Identify each line in the records below that contains the word "React", and copy it.

───── Information provided

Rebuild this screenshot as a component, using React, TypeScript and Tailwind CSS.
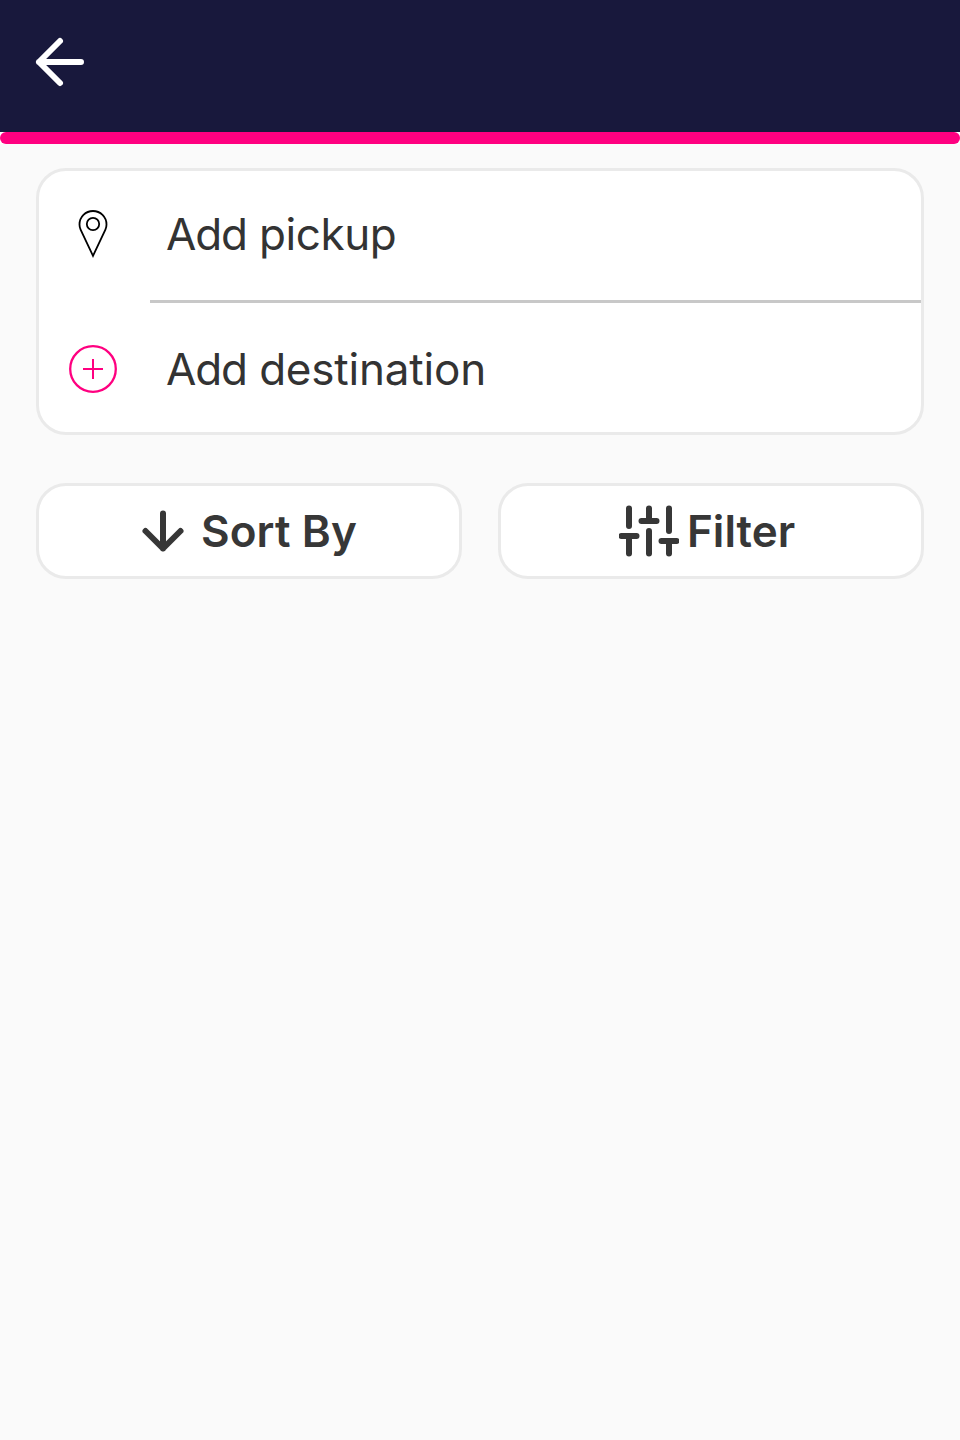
import React from "react";

function BackIcon() {
  return (
    <svg className="size-[72px]" viewBox="0 0 24 24" fill="none" stroke="#fff" strokeWidth="2" strokeLinecap="round" strokeLinejoin="round">
      <path d="M19 12H5M12 19l-7-7 7-7" />
    </svg>
  );
}

function PinIcon() {
  return (
    <svg className="size-12" viewBox="0 0 48 48" fill="none" stroke="#000" strokeWidth="1.8">
      <path d="M24 45.8L11.600 19.600C10.800 17.900 10.500 16.300 10.500 14.500a13.500 13.500 0 0 1 27 0C37.500 16.300 37.200 17.900 36.400 19.600Z" />
      <circle cx="24" cy="14" r="6.2" />
    </svg>
  );
}

function PlusCircleIcon() {
  return (
    <svg className="size-12" viewBox="0 0 48 48" fill="none" stroke="#ff0080" strokeWidth="2">
      <circle cx="24" cy="24" r="22.8" strokeWidth="2.3" />
      <path d="M14 24h20M24 14v20" />
    </svg>
  );
}

function SortIcon() {
  return (
    <svg className="size-[60px]" viewBox="0 0 24 24" fill="none" stroke="#373737" strokeWidth="2.4" strokeLinecap="round" strokeLinejoin="round">
      <path d="M12 5v14M19 12l-7 7-7-7" />
    </svg>
  );
}

function SlidersIcon() {
  return (
    <svg className="size-[60px]" viewBox="0 0 24 24" fill="none" stroke="#373737" strokeWidth="2.4" strokeLinecap="round" strokeLinejoin="round">
      <path d="M4 21v-7M4 10V3M12 21v-9M12 8V3M20 21v-5M20 12V3M1 14h6M9 8h6M17 16h6" />
    </svg>
  );
}

export default function App() {
  return (
    <div className="flex min-h-screen w-full flex-col bg-[#fafafa] font-['Inter',sans-serif] text-[#333333]">
      <header className="flex h-[132px] items-start bg-[#18183c] pt-[26px] pl-6">
        <button type="button" aria-label="Back">
          <BackIcon />
        </button>
      </header>
      <div className="h-3 bg-white">
        <div className="h-full rounded-full bg-[#ff0080]" />
      </div>
      <main className="flex flex-col gap-12 px-9 pt-6">
        <section className="rounded-[30px] border-[3px] border-[#eaeaea] bg-white text-[44px] leading-[54px]">
          <button type="button" className="flex h-[132px] w-full text-left">
            <span className="flex h-[126px] w-[111px] shrink-0 items-center pl-[30px]">
              <PinIcon />
            </span>
            <span className="h-full flex-1 border-b-[3px] border-[#c8c8c8] pt-9 pl-4 tracking-[-0.4px]">
              <span className="tracking-[-1.1px]">Add</span> pickup
            </span>
          </button>
          <button type="button" className="flex h-[129px] w-full text-left">
            <span className="flex h-[132px] w-[111px] shrink-0 items-center pl-[30px]">
              <PlusCircleIcon />
            </span>
            <span className="h-full flex-1 pt-[39px] pl-4 tracking-[-0.2px]">
              <span className="tracking-[-1.1px]">Add</span> destination
            </span>
          </button>
        </section>
        <div className="grid grid-cols-2 gap-9 text-[44px] leading-[54px] font-semibold text-[#373737]">
          <button type="button" className="flex h-24 items-center rounded-[30px] border-[3px] border-[#eaeaea] bg-white pl-[94px]">
            <SortIcon />
            <span className="pl-2 whitespace-nowrap tracking-[0.1px]">Sort By</span>
          </button>
          <button type="button" className="flex h-24 items-center rounded-[30px] border-[3px] border-[#eaeaea] bg-white pl-[118px]">
            <SlidersIcon />
            <span className="pl-2 whitespace-nowrap">Filter</span>
          </button>
        </div>
      </main>
    </div>
  );
}
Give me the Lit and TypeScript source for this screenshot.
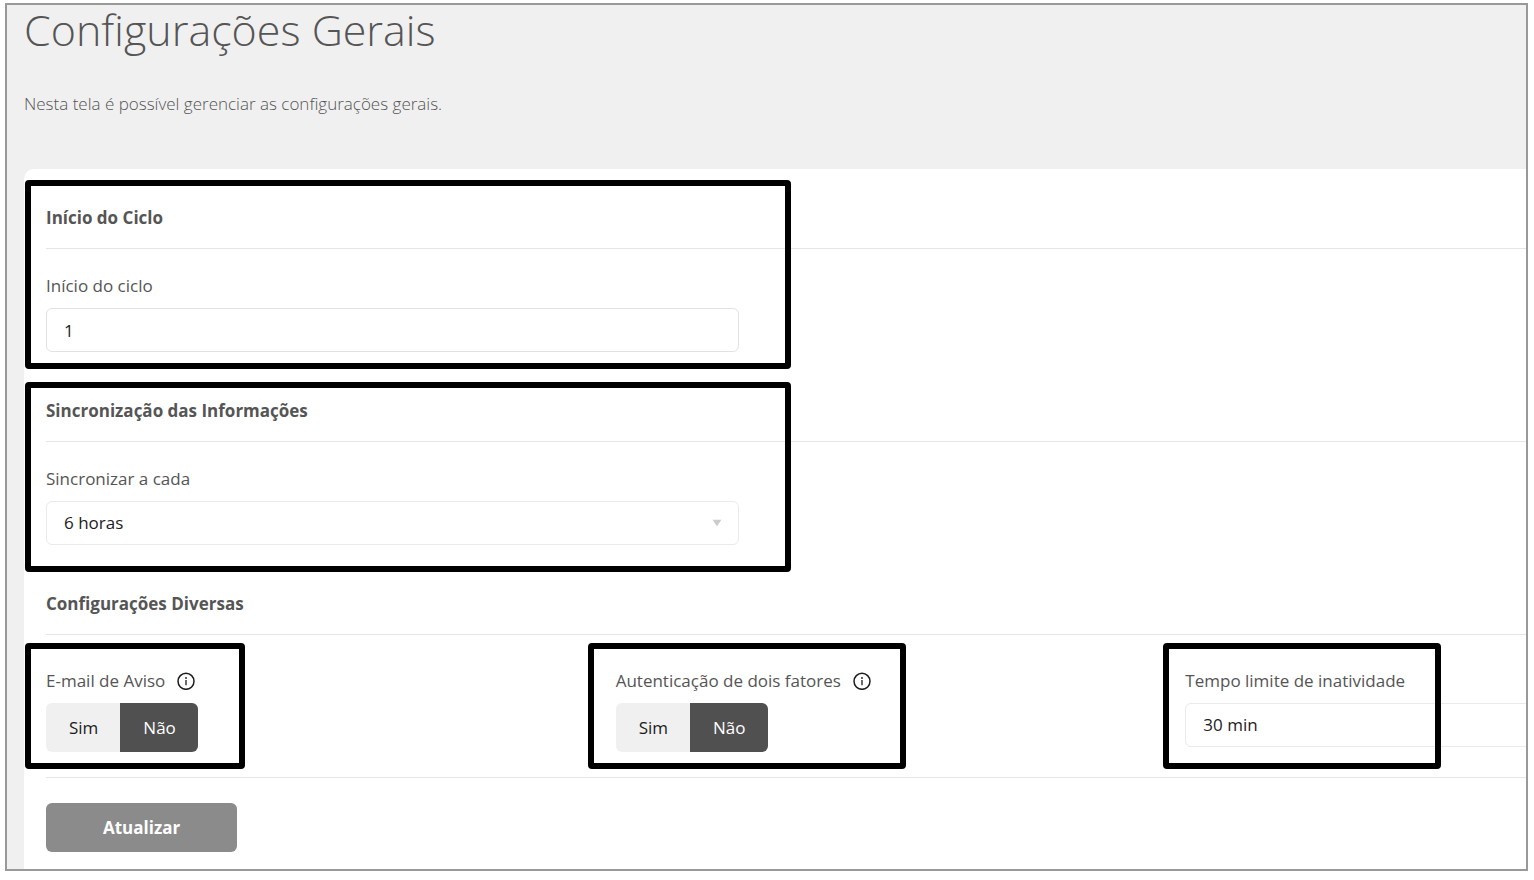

──────────

Correct output:
Rebuild this screenshot as a component, using React, TypeScript and Tailwind CSS.
import React from "react";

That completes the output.